━━━ Provided entries ━━━
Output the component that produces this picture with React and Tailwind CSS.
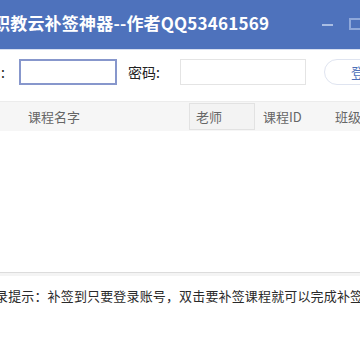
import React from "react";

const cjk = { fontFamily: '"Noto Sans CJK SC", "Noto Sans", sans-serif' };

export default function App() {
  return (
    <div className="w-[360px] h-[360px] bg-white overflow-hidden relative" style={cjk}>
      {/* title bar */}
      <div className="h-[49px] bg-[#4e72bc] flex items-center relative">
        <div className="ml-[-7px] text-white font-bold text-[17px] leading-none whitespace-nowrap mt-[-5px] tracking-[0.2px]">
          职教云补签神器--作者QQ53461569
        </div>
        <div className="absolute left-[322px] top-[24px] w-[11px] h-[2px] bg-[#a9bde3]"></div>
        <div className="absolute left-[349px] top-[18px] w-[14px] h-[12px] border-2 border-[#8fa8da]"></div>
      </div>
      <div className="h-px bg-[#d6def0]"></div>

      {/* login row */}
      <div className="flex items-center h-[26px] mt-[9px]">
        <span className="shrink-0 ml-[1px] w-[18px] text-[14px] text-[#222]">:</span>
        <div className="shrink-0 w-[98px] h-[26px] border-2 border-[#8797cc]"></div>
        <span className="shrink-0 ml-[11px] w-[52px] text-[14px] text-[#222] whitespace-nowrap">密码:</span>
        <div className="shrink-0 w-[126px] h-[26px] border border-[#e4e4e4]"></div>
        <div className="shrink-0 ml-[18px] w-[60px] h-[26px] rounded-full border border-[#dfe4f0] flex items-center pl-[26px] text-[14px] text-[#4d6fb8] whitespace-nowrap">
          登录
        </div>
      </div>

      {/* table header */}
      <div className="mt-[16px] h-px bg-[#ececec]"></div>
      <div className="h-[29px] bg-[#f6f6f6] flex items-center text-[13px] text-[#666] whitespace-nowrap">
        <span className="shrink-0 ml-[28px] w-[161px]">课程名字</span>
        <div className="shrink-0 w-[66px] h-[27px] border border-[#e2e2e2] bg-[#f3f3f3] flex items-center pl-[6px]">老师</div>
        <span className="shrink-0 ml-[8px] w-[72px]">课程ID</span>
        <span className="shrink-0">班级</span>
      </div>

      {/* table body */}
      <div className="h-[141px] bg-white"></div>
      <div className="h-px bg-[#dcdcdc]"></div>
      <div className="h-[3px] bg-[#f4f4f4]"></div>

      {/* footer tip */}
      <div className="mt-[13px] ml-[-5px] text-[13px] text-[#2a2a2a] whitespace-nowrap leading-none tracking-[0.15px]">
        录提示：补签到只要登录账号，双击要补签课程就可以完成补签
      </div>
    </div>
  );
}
━━━
━━━ Provided entries ━━━
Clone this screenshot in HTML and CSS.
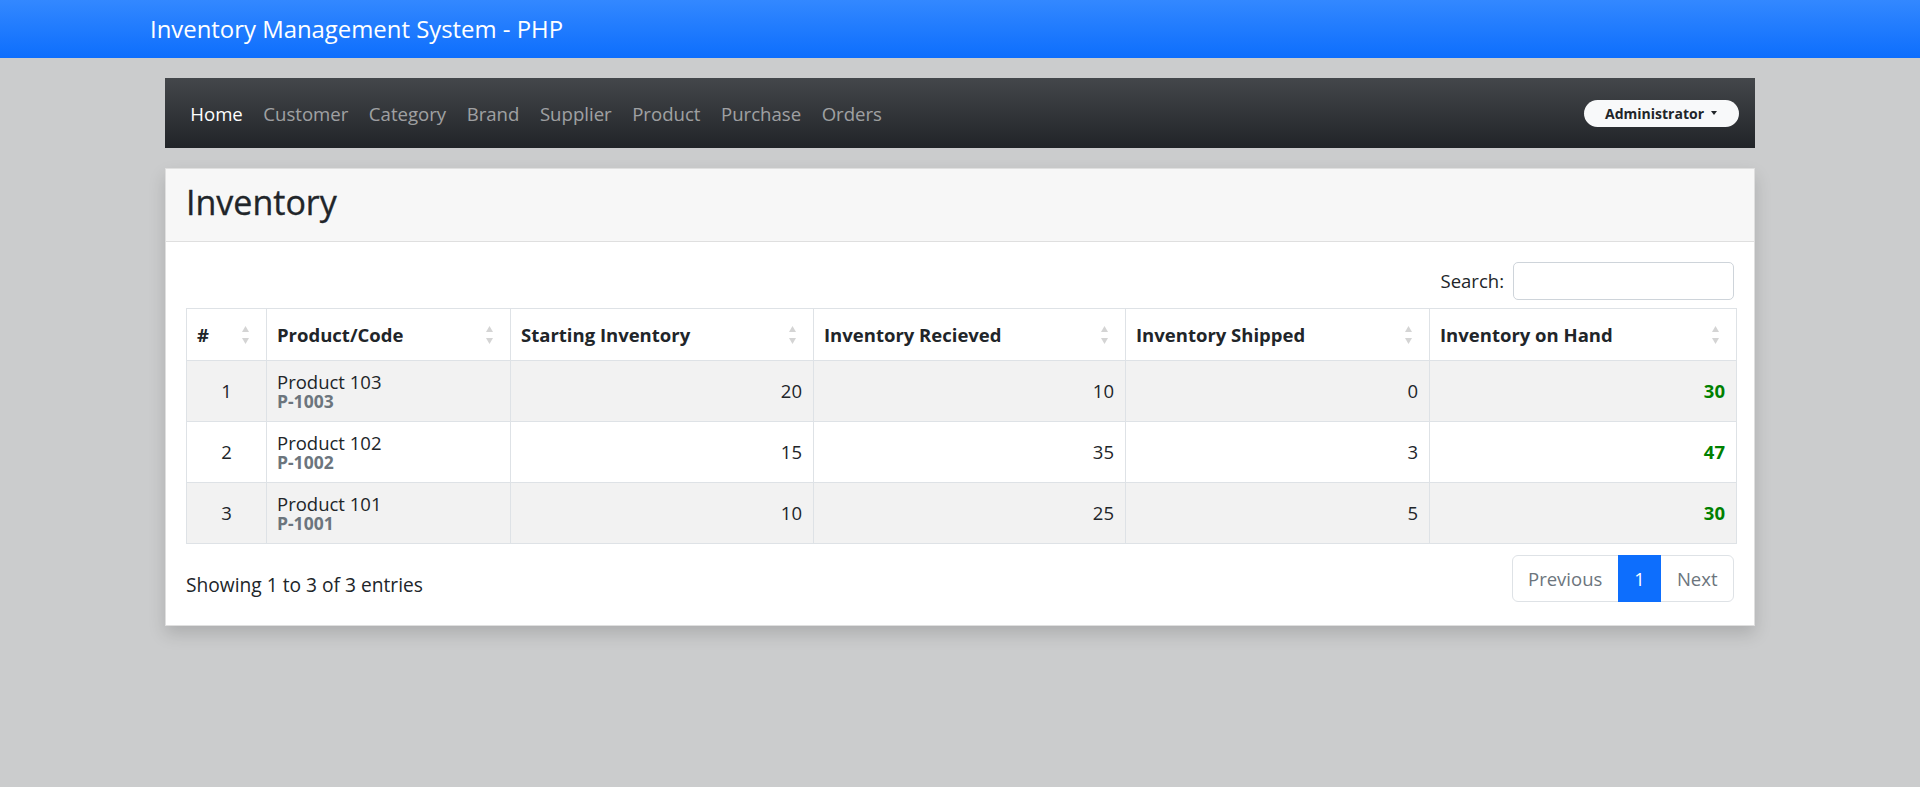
━━━
━━━ Provided entries ━━━
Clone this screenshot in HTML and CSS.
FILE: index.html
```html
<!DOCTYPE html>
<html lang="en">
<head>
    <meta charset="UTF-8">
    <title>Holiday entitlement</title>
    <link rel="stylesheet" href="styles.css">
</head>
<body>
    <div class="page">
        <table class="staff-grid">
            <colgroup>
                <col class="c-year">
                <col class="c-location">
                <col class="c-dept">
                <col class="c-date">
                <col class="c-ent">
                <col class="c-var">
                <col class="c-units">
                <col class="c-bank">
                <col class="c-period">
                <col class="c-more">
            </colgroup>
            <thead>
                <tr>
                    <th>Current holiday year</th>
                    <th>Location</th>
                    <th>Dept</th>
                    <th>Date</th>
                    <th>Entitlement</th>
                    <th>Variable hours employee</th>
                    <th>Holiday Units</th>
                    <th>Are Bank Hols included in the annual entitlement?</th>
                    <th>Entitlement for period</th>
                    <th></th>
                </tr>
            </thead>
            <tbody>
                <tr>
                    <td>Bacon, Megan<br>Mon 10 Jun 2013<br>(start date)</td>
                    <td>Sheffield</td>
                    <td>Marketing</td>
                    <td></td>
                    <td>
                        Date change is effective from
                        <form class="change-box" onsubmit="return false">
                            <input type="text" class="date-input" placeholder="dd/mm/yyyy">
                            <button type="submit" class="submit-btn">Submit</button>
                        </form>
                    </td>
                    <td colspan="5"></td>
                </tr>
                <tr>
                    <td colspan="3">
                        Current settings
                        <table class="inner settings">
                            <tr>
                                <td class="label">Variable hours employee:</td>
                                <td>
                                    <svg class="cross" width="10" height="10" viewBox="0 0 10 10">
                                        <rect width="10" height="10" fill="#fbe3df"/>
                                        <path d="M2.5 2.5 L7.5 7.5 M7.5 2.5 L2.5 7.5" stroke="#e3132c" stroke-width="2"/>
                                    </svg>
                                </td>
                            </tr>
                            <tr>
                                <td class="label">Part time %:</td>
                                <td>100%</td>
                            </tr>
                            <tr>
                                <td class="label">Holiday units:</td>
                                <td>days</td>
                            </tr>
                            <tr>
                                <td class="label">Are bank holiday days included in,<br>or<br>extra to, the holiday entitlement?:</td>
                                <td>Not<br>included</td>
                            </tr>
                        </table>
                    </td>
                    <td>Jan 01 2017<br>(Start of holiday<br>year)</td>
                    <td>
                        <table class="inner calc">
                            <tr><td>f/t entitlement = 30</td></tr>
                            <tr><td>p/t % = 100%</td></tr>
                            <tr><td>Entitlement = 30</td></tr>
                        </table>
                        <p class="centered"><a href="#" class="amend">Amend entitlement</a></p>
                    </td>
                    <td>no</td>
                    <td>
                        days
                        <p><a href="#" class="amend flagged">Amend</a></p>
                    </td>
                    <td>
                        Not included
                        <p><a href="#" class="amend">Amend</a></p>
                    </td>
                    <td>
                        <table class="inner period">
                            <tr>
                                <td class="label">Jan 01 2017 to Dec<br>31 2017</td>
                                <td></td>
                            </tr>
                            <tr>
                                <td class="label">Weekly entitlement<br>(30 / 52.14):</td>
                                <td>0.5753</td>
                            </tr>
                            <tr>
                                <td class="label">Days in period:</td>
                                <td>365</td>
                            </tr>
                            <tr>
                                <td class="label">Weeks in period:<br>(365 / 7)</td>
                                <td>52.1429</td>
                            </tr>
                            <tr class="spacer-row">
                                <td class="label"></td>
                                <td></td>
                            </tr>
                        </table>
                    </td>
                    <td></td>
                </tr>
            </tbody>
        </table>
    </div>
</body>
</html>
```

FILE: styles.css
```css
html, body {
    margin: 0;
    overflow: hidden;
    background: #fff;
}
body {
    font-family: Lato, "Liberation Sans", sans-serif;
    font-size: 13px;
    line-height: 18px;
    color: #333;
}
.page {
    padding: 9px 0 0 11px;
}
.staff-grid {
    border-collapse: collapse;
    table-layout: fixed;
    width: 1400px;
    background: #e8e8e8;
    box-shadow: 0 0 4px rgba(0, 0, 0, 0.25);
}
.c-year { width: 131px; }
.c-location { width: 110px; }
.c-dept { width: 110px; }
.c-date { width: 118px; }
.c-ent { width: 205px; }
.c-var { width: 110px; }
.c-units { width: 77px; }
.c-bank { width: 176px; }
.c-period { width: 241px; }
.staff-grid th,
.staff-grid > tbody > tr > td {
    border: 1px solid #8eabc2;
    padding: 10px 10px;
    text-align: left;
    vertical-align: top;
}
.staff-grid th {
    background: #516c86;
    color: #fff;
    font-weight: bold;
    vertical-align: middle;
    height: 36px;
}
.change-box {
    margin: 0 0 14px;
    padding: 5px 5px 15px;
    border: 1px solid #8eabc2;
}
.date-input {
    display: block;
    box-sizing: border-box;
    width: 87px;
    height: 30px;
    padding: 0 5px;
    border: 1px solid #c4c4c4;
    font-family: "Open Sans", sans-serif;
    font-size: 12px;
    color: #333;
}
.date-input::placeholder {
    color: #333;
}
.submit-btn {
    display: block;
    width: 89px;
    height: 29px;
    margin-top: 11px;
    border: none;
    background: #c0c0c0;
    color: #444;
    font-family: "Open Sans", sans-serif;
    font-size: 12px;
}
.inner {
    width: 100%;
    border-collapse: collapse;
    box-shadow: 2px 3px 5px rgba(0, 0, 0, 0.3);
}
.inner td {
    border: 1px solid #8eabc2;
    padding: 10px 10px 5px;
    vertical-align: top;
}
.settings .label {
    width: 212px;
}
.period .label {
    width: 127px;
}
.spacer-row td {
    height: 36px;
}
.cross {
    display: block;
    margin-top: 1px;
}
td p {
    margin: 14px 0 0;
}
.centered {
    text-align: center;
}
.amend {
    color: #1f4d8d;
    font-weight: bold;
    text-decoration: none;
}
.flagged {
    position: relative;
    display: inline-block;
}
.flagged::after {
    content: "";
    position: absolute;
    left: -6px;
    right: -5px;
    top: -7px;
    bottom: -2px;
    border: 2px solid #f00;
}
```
━━━
# What you are asked to do:
Only lines that contain the word "React" are wanted; copy each of them.

# Written response:
Output the component that produces this picture with React and Tailwind CSS.
import React from "react";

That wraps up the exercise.